I'm interested in possibly breeding my yellow bi color super delta but I'm not sure what I want in a mate and what I need to look for to balance his flaws.

This pic is a few days after I got him,roughly two weeks ago. His fins have grown in since then. This is mainly to show his topline.









from today, he wouldn't cooperate very well and I never did get a good side view.

















what would the offspring be if he was mated with a plakat? As much as I like the long fins, I've had issues with tail biters and am leaning towards plakats.


----------



## Myates (Aug 2, 2011)

You know who breeds these colors, and has similar females that are gorgeous? 
Martinismommy .. look for Mac Auley's Betta Beauties on Facebook. She tends to often show ones of similar colors. Blackwater Betta, she may have some similar to him as well..
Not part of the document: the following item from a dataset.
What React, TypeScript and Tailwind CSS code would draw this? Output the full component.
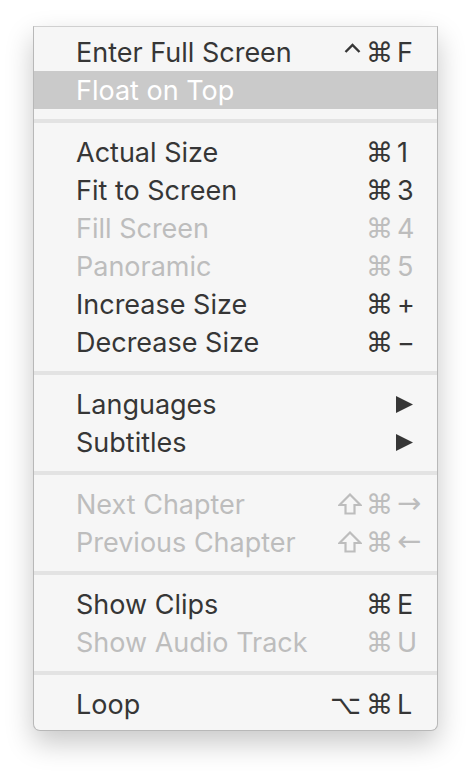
type Item = {
  label: string;
  mods?: string[];
  keyChar?: string;
  disabled?: boolean;
  active?: boolean;
  submenu?: boolean;
};

const groups: Item[][] = [
  [
    { label: 'Enter Full Screen', mods: ['ctrl', 'cmd'], keyChar: 'F' },
    { label: 'Float on Top', active: true },
  ],
  [
    { label: 'Actual Size', mods: ['cmd'], keyChar: '1' },
    { label: 'Fit to Screen', mods: ['cmd'], keyChar: '3' },
    { label: 'Fill Screen', mods: ['cmd'], keyChar: '4', disabled: true },
    { label: 'Panoramic', mods: ['cmd'], keyChar: '5', disabled: true },
    { label: 'Increase Size', mods: ['cmd'], keyChar: '+' },
    { label: 'Decrease Size', mods: ['cmd'], keyChar: '−' },
  ],
  [
    { label: 'Languages', submenu: true },
    { label: 'Subtitles', submenu: true },
  ],
  [
    { label: 'Next Chapter', mods: ['shift', 'cmd'], keyChar: '→', disabled: true },
    { label: 'Previous Chapter', mods: ['shift', 'cmd'], keyChar: '←', disabled: true },
  ],
  [
    { label: 'Show Clips', mods: ['cmd'], keyChar: 'E' },
    { label: 'Show Audio Track', mods: ['cmd'], keyChar: 'U', disabled: true },
  ],
  [{ label: 'Loop', mods: ['opt', 'cmd'], keyChar: 'L' }],
];

function Mod({ name }: { name: string }) {
  if (name === 'ctrl') {
    return (
      <svg width="17" height="18" viewBox="0 0 17 18" className="mr-[5px]">
        <polyline points="1.5,9 8.5,2 15.5,9" fill="none" stroke="currentColor" strokeWidth="2.4" />
      </svg>
    );
  }
  if (name === 'shift') {
    return (
      <svg width="24" height="22" viewBox="0 0 24 22" className="mr-[4px]">
        <path
          d="M12 1.5 L22.5 12 H16.5 V20.5 H7.5 V12 H1.5 Z"
          fill="none"
          stroke="currentColor"
          strokeWidth="2.2"
        />
      </svg>
    );
  }
  if (name === 'opt') {
    return <span className="mr-[5px] text-[27px] leading-none font-['DejaVu_Sans',sans-serif]">⌥</span>;
  }
  return <span className="text-[27px] leading-none font-['DejaVu_Sans',sans-serif]">⌘</span>;
}

function Row({ item }: { item: Item }) {
  const color = item.active
    ? 'text-white bg-[#cacaca]'
    : item.disabled
      ? 'text-[#bdbdbd]'
      : 'text-[#363636]';
  const isArrow = item.keyChar === '→' || item.keyChar === '←';
  return (
    <div className={`${color} flex items-center h-[38px] pl-[42px] pr-[19px] whitespace-nowrap`}>
      <span className="flex-1 min-w-0 text-[27px] leading-none">{item.label}</span>
      {item.submenu ? (
        <svg className="mr-[5px]" width="17" height="17" viewBox="0 0 17 17">
          <polygon points="0,0 17,8.5 0,17" fill="currentColor" />
        </svg>
      ) : (
        <>
          <span className="flex items-center justify-end w-[70px]">
            {item.mods?.map((m) => <Mod key={m} name={m} />)}
          </span>
          <span
            className={`w-[25px] pl-[4px] leading-none ${
              isArrow ? "text-[29px] font-['DejaVu_Sans',sans-serif] -mt-[2px]" : 'text-[27px]'
            }`}
          >
            {item.keyChar}
          </span>
        </>
      )}
    </div>
  );
}

export default function App() {
  return (
    <div className="min-h-screen bg-white pt-[26px] pl-[33px] font-['Inter',sans-serif]">
      <div className="w-[405px] bg-[#f6f6f6] border border-[#b8b8b8] border-t-[#d0d0d0] rounded-b-[7px] pt-[6px] pb-[7px] shadow-[0_12px_28px_rgba(0,0,0,0.22)]">
        {groups.map((group, gi) => (
          <div key={gi}>
            {gi > 0 && (
              <div className="h-[24px] pt-[10px]">
                <div className="h-[4px] bg-[#e3e3e3]" />
              </div>
            )}
            {group.map((item) => (
              <Row key={item.label} item={item} />
            ))}
          </div>
        ))}
      </div>
    </div>
  );
}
Get a female who is HM - as close to a 180 as possible to help get the F1 and F2 to HM. As well as a female with a more even topline, his is rather spooned. A fuller dorsal wouldn't be bad either. 
Hopefully the spade at the middle of his tail won't be passed on.. but he is a pretty fish all around


----------



## caissacrowntails (Mar 10, 2013)

"what would the offspring be if he was mated with a plakat?", tried the HM x PK cross before. cooper PK male x Cooper HM female, the offsprings were cooper (of course LOL ), some with variegated fins. as for tail type..mine were varied from HM ( not in ideal form as the caudals were mostly "uneven", almost like a rosetail form but not with as much ray branches ), half HM/PK ( somewhere between short-long fins ) and PK ( now some of these had very nice forms, broad caudal, relatively wider dorsal, and some symmetrical PK/shortfins HM )


----------